Network security and analysis typically uses a variety of discrete network analysis applications to capture, track, and analyze network packet data to protect networks from malicious attacks. Typical network capture applications, which can also be used in applications outside of network security, have limited resources, resulting in a decreased capacity to work in tandem and subsequently provide network administrators the ability to perform multiple analyses in real-time on the same packet flow.
For instance, a packet capture application typically has only enough resources to capture the packets, write all packets to a disk, and apply a light index to allow retrieval of the packets designated by their 5-tuple (a set of five different values comprising a TCP/IP connection, including destination and source IP addresses and port numbers, as well as the particular protocol (for example, TCP or UDP) used by the transmission), which is dictated by a third-party application. Similarly, a flow capture application has only enough resources to inspect the packets and store a flow record of the 5-tuple and any number of additional flow attributes.
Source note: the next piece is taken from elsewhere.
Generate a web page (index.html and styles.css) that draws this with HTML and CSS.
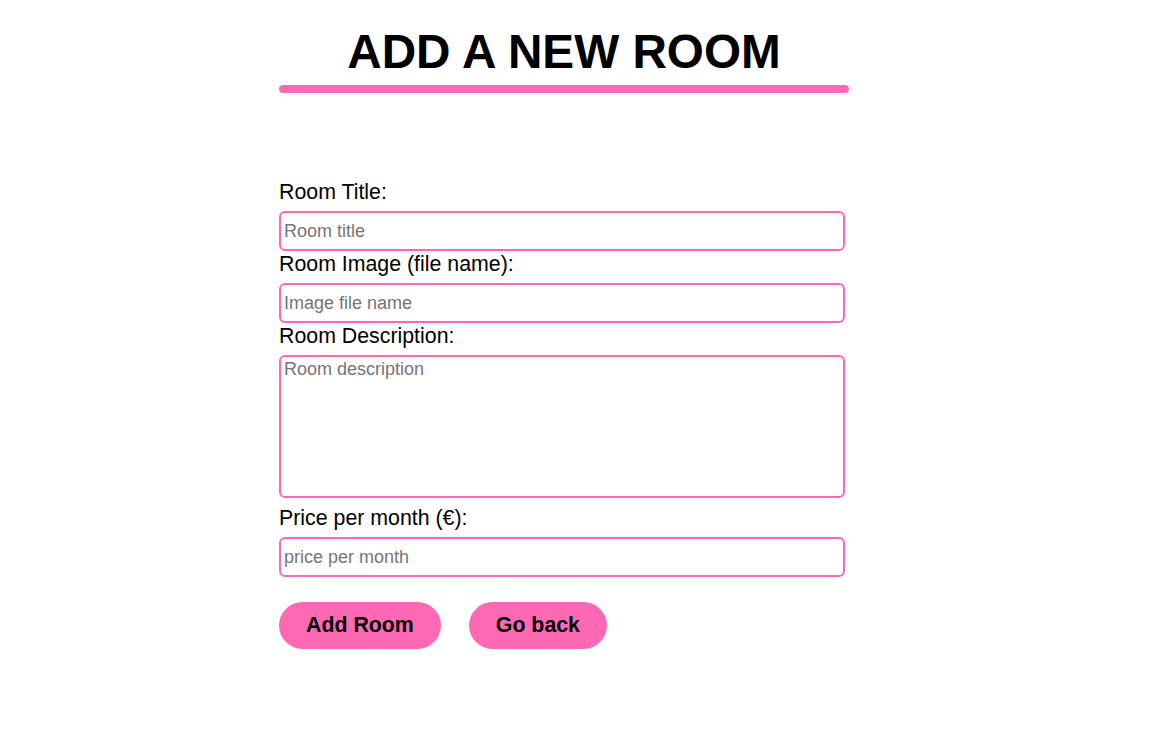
FILE: index.html
```html
<!DOCTYPE html>
<html lang="en">
<head>
<meta charset="utf-8">
<title>Add a new room</title>
<link rel="stylesheet" href="styles.css">
</head>
<body>
<main class="page">
  <header class="heading">
    <h1 class="title">ADD A NEW ROOM</h1>
    <div class="title-bar"></div>
  </header>
  <form class="room-form">
    <label class="field-label" for="title">Room Title:</label>
    <input class="field-input" id="title" type="text" placeholder="Room title">
    <label class="field-label" for="image">Room Image (file name):</label>
    <input class="field-input" id="image" type="text" placeholder="Image file name">
    <label class="field-label" for="desc">Room Description:</label>
    <textarea class="field-input field-area" id="desc" placeholder="Room description"></textarea>
    <label class="field-label" for="price">Price per month (€):</label>
    <input class="field-input" id="price" type="text" placeholder="price per month">
    <div class="actions">
      <button class="btn" type="submit">Add Room</button>
      <button class="btn" type="button">Go back</button>
    </div>
  </form>
</main>
</body>
</html>
```
FILE: styles.css
```css
html, body {
  margin: 0;
  padding: 0;
  background: #ffffff;
}
body {
  font-family: "Liberation Sans", Arial, sans-serif;
  color: #000;
}
.page {
  width: 570px;
  margin-left: 279px;
  padding-top: 24px;
}
.heading {
  display: flex;
  flex-direction: column;
  align-items: stretch;
}
.title {
  margin: 0;
  font-size: 47.7px;
  font-weight: bold;
  text-align: center;
  line-height: 55px;
}
.title-bar {
  height: 8px;
  margin-top: 6px;
  background: #ff69b4;
  border-radius: 4px;
}
.room-form {
  display: flex;
  flex-direction: column;
  align-items: flex-start;
  margin-top: 88px;
}
.field-label {
  font-size: 21.33px;
  line-height: 23px;
  margin-bottom: 7px;
}
.field-input {
  box-sizing: border-box;
  width: 566px;
  height: 40px;
  margin: 0 0 2px 0;
  padding: 0 3px;
  border: 2px solid #ff69b4;
  border-radius: 6px;
  font-family: "Liberation Sans", Arial, sans-serif;
  font-size: 18px;
  color: #000;
  background: #fff;
  outline: none;
}
.field-input::placeholder {
  color: #757575;
}
.field-area {
  height: 143px;
  padding-top: 2px;
  resize: none;
  margin-bottom: 9px;
}
.actions {
  display: flex;
  gap: 28px;
  margin-top: 23px;
}
.btn {
  font-family: "Liberation Sans", Arial, sans-serif;
  font-size: 21.33px;
  font-weight: bold;
  line-height: 24px;
  padding: 11px 27px 12px;
  border: none;
  border-radius: 24px;
  background: #ff69b4;
  color: #000;
  cursor: pointer;
}
```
These resource constraints prevent multiple disparate applications from working on packet flows in a collective manner.
Capture applications are required to inspect packets in real-time for security purposes. In many cases, disparate capture applications inspect the same packet flow, but due to slight differences in packet timing, packet collections cannot be assimilated. Packet timing differs because the capture arrival rates are different from the time the local hardware or software applies a timestamp. Because the timing is different, it is impossible to have 100% accuracy in determining consistent flow identification. A packet flow cannot be uniquely identified by its 5-tuple and timing when packet traffic density may be in the hundreds of thousands of flows per second.